■ DIRECTIONS FOR THIS TASK
Copy each line of the data below exactly, leaving out pictures.

■ INFORMATION PROVIDED
○ ○ ○
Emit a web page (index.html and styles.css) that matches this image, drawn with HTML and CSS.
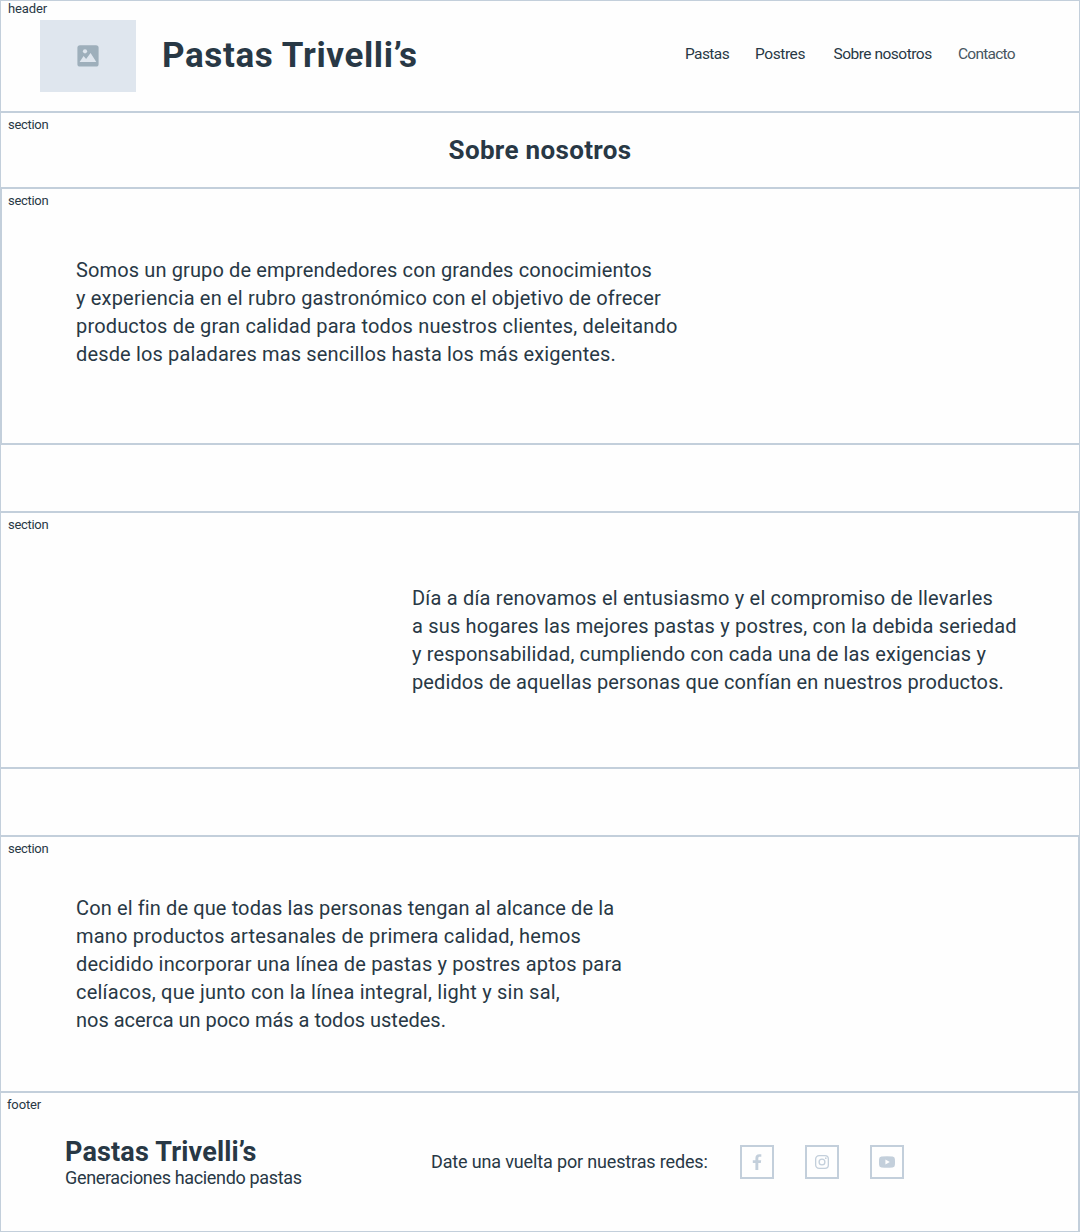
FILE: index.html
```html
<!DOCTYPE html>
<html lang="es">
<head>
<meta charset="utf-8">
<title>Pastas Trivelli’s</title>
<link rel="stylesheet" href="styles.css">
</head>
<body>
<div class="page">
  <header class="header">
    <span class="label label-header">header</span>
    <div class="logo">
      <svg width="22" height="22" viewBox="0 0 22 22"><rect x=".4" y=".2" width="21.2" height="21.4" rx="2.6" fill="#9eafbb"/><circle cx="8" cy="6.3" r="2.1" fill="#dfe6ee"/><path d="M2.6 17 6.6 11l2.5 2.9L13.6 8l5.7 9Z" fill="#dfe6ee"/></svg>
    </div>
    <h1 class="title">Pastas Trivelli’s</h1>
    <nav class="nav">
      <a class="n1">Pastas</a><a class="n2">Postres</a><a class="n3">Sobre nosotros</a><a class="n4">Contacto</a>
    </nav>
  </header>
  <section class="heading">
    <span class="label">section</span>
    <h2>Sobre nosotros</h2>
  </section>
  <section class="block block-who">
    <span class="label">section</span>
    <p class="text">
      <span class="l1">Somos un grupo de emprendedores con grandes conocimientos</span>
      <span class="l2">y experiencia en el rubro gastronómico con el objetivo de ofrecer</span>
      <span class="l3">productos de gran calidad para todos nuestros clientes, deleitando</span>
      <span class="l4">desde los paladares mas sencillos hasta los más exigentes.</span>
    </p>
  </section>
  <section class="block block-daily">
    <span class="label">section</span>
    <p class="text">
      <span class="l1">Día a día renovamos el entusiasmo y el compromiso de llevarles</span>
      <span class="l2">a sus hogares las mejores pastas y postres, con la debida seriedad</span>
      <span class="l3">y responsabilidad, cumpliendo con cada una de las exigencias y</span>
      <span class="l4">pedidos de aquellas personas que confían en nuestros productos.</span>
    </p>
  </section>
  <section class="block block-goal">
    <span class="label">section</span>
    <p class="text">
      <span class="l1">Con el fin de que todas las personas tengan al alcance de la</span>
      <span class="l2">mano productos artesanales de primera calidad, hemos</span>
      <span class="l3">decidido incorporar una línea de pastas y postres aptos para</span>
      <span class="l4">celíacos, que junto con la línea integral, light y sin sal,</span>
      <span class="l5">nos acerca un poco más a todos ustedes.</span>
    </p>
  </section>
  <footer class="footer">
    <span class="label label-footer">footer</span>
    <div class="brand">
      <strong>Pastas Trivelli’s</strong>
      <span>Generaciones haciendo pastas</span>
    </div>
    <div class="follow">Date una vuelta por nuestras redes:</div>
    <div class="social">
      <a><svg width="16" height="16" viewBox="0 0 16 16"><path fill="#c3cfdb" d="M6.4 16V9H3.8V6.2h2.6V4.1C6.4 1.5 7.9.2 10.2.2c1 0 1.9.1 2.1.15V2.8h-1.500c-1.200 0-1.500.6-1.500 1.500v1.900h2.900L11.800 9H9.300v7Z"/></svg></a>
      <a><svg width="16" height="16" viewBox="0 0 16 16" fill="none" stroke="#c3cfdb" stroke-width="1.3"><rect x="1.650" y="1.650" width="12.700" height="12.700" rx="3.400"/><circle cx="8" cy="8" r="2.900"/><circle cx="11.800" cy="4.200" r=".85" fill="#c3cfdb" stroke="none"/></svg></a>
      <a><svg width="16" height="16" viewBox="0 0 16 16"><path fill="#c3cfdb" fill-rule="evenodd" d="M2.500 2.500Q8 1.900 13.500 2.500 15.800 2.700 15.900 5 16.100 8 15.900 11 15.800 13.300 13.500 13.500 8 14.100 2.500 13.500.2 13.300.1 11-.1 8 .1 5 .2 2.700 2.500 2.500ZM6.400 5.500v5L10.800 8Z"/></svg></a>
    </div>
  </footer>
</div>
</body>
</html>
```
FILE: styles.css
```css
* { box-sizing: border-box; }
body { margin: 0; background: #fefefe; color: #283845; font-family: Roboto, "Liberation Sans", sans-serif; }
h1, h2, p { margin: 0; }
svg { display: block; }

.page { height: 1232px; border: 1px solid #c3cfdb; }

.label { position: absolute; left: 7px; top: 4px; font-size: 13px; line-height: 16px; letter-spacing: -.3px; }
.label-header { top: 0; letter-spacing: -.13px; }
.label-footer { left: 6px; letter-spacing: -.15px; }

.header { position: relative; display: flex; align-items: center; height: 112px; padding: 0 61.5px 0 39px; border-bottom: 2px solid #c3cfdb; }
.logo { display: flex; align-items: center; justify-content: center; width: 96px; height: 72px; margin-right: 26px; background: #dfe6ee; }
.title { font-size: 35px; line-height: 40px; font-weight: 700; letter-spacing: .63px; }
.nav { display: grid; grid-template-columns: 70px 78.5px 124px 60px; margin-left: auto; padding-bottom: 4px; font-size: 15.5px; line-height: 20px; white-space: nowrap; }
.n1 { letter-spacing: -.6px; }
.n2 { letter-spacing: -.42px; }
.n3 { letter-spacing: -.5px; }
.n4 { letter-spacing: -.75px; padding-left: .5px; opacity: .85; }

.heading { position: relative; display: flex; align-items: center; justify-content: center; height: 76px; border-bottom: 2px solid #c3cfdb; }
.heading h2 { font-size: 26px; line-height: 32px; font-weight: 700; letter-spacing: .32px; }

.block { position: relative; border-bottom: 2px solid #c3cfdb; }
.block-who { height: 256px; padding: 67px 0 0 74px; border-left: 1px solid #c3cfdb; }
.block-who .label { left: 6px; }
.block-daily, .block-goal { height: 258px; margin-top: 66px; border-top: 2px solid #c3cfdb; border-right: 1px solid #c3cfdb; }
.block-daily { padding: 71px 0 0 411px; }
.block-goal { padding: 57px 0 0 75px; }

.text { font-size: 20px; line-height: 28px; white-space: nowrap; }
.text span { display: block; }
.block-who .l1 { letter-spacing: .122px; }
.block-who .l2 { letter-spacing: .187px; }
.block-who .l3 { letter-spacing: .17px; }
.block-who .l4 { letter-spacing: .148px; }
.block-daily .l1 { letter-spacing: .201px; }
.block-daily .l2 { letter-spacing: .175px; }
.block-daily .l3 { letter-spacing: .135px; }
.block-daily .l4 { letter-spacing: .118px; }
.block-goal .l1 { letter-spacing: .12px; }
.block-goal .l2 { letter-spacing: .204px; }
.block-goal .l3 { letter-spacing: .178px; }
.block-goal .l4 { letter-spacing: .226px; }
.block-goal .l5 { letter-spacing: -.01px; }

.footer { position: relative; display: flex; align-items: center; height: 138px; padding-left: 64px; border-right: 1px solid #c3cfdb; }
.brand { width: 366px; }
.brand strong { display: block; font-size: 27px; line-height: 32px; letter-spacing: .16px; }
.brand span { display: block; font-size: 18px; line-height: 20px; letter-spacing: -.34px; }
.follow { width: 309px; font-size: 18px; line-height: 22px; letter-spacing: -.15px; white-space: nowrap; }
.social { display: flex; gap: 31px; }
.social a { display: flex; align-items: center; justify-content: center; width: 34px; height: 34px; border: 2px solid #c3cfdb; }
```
○ ○ ○
■ TASK RESULT
Emit a web page (index.html and styles.css) that matches this image, drawn with HTML and CSS.
FILE: index.html
```html
<!DOCTYPE html>
<html lang="es">
<head>
<meta charset="utf-8">
<title>Pastas Trivelli’s</title>
<link rel="stylesheet" href="styles.css">
</head>
<body>
<div class="page">
  <header class="header">
    <span class="label label-header">header</span>
    <div class="logo">
      <svg width="22" height="22" viewBox="0 0 22 22"><rect x=".4" y=".2" width="21.2" height="21.4" rx="2.6" fill="#9eafbb"/><circle cx="8" cy="6.3" r="2.1" fill="#dfe6ee"/><path d="M2.6 17 6.6 11l2.5 2.9L13.6 8l5.7 9Z" fill="#dfe6ee"/></svg>
    </div>
    <h1 class="title">Pastas Trivelli’s</h1>
    <nav class="nav">
      <a class="n1">Pastas</a><a class="n2">Postres</a><a class="n3">Sobre nosotros</a><a class="n4">Contacto</a>
    </nav>
  </header>
  <section class="heading">
    <span class="label">section</span>
    <h2>Sobre nosotros</h2>
  </section>
  <section class="block block-who">
    <span class="label">section</span>
    <p class="text">
      <span class="l1">Somos un grupo de emprendedores con grandes conocimientos</span>
      <span class="l2">y experiencia en el rubro gastronómico con el objetivo de ofrecer</span>
      <span class="l3">productos de gran calidad para todos nuestros clientes, deleitando</span>
      <span class="l4">desde los paladares mas sencillos hasta los más exigentes.</span>
    </p>
  </section>
  <section class="block block-daily">
    <span class="label">section</span>
    <p class="text">
      <span class="l1">Día a día renovamos el entusiasmo y el compromiso de llevarles</span>
      <span class="l2">a sus hogares las mejores pastas y postres, con la debida seriedad</span>
      <span class="l3">y responsabilidad, cumpliendo con cada una de las exigencias y</span>
      <span class="l4">pedidos de aquellas personas que confían en nuestros productos.</span>
    </p>
  </section>
  <section class="block block-goal">
    <span class="label">section</span>
    <p class="text">
      <span class="l1">Con el fin de que todas las personas tengan al alcance de la</span>
      <span class="l2">mano productos artesanales de primera calidad, hemos</span>
      <span class="l3">decidido incorporar una línea de pastas y postres aptos para</span>
      <span class="l4">celíacos, que junto con la línea integral, light y sin sal,</span>
      <span class="l5">nos acerca un poco más a todos ustedes.</span>
    </p>
  </section>
  <footer class="footer">
    <span class="label label-footer">footer</span>
    <div class="brand">
      <strong>Pastas Trivelli’s</strong>
      <span>Generaciones haciendo pastas</span>
    </div>
    <div class="follow">Date una vuelta por nuestras redes:</div>
    <div class="social">
      <a><svg width="16" height="16" viewBox="0 0 16 16"><path fill="#c3cfdb" d="M6.4 16V9H3.8V6.2h2.6V4.1C6.4 1.5 7.9.2 10.2.2c1 0 1.9.1 2.1.15V2.8h-1.500c-1.200 0-1.500.6-1.500 1.500v1.900h2.900L11.800 9H9.300v7Z"/></svg></a>
      <a><svg width="16" height="16" viewBox="0 0 16 16" fill="none" stroke="#c3cfdb" stroke-width="1.3"><rect x="1.650" y="1.650" width="12.700" height="12.700" rx="3.400"/><circle cx="8" cy="8" r="2.900"/><circle cx="11.800" cy="4.200" r=".85" fill="#c3cfdb" stroke="none"/></svg></a>
      <a><svg width="16" height="16" viewBox="0 0 16 16"><path fill="#c3cfdb" fill-rule="evenodd" d="M2.500 2.500Q8 1.900 13.500 2.500 15.800 2.700 15.900 5 16.100 8 15.900 11 15.800 13.300 13.500 13.500 8 14.100 2.500 13.500.2 13.300.1 11-.1 8 .1 5 .2 2.700 2.500 2.500ZM6.400 5.500v5L10.800 8Z"/></svg></a>
    </div>
  </footer>
</div>
</body>
</html>
```
FILE: styles.css
```css
* { box-sizing: border-box; }
body { margin: 0; background: #fefefe; color: #283845; font-family: Roboto, "Liberation Sans", sans-serif; }
h1, h2, p { margin: 0; }
svg { display: block; }

.page { height: 1232px; border: 1px solid #c3cfdb; }

.label { position: absolute; left: 7px; top: 4px; font-size: 13px; line-height: 16px; letter-spacing: -.3px; }
.label-header { top: 0; letter-spacing: -.13px; }
.label-footer { left: 6px; letter-spacing: -.15px; }

.header { position: relative; display: flex; align-items: center; height: 112px; padding: 0 61.5px 0 39px; border-bottom: 2px solid #c3cfdb; }
.logo { display: flex; align-items: center; justify-content: center; width: 96px; height: 72px; margin-right: 26px; background: #dfe6ee; }
.title { font-size: 35px; line-height: 40px; font-weight: 700; letter-spacing: .63px; }
.nav { display: grid; grid-template-columns: 70px 78.5px 124px 60px; margin-left: auto; padding-bottom: 4px; font-size: 15.5px; line-height: 20px; white-space: nowrap; }
.n1 { letter-spacing: -.6px; }
.n2 { letter-spacing: -.42px; }
.n3 { letter-spacing: -.5px; }
.n4 { letter-spacing: -.75px; padding-left: .5px; opacity: .85; }

.heading { position: relative; display: flex; align-items: center; justify-content: center; height: 76px; border-bottom: 2px solid #c3cfdb; }
.heading h2 { font-size: 26px; line-height: 32px; font-weight: 700; letter-spacing: .32px; }

.block { position: relative; border-bottom: 2px solid #c3cfdb; }
.block-who { height: 256px; padding: 67px 0 0 74px; border-left: 1px solid #c3cfdb; }
.block-who .label { left: 6px; }
.block-daily, .block-goal { height: 258px; margin-top: 66px; border-top: 2px solid #c3cfdb; border-right: 1px solid #c3cfdb; }
.block-daily { padding: 71px 0 0 411px; }
.block-goal { padding: 57px 0 0 75px; }

.text { font-size: 20px; line-height: 28px; white-space: nowrap; }
.text span { display: block; }
.block-who .l1 { letter-spacing: .122px; }
.block-who .l2 { letter-spacing: .187px; }
.block-who .l3 { letter-spacing: .17px; }
.block-who .l4 { letter-spacing: .148px; }
.block-daily .l1 { letter-spacing: .201px; }
.block-daily .l2 { letter-spacing: .175px; }
.block-daily .l3 { letter-spacing: .135px; }
.block-daily .l4 { letter-spacing: .118px; }
.block-goal .l1 { letter-spacing: .12px; }
.block-goal .l2 { letter-spacing: .204px; }
.block-goal .l3 { letter-spacing: .178px; }
.block-goal .l4 { letter-spacing: .226px; }
.block-goal .l5 { letter-spacing: -.01px; }

.footer { position: relative; display: flex; align-items: center; height: 138px; padding-left: 64px; border-right: 1px solid #c3cfdb; }
.brand { width: 366px; }
.brand strong { display: block; font-size: 27px; line-height: 32px; letter-spacing: .16px; }
.brand span { display: block; font-size: 18px; line-height: 20px; letter-spacing: -.34px; }
.follow { width: 309px; font-size: 18px; line-height: 22px; letter-spacing: -.15px; white-space: nowrap; }
.social { display: flex; gap: 31px; }
.social a { display: flex; align-items: center; justify-content: center; width: 34px; height: 34px; border: 2px solid #c3cfdb; }
```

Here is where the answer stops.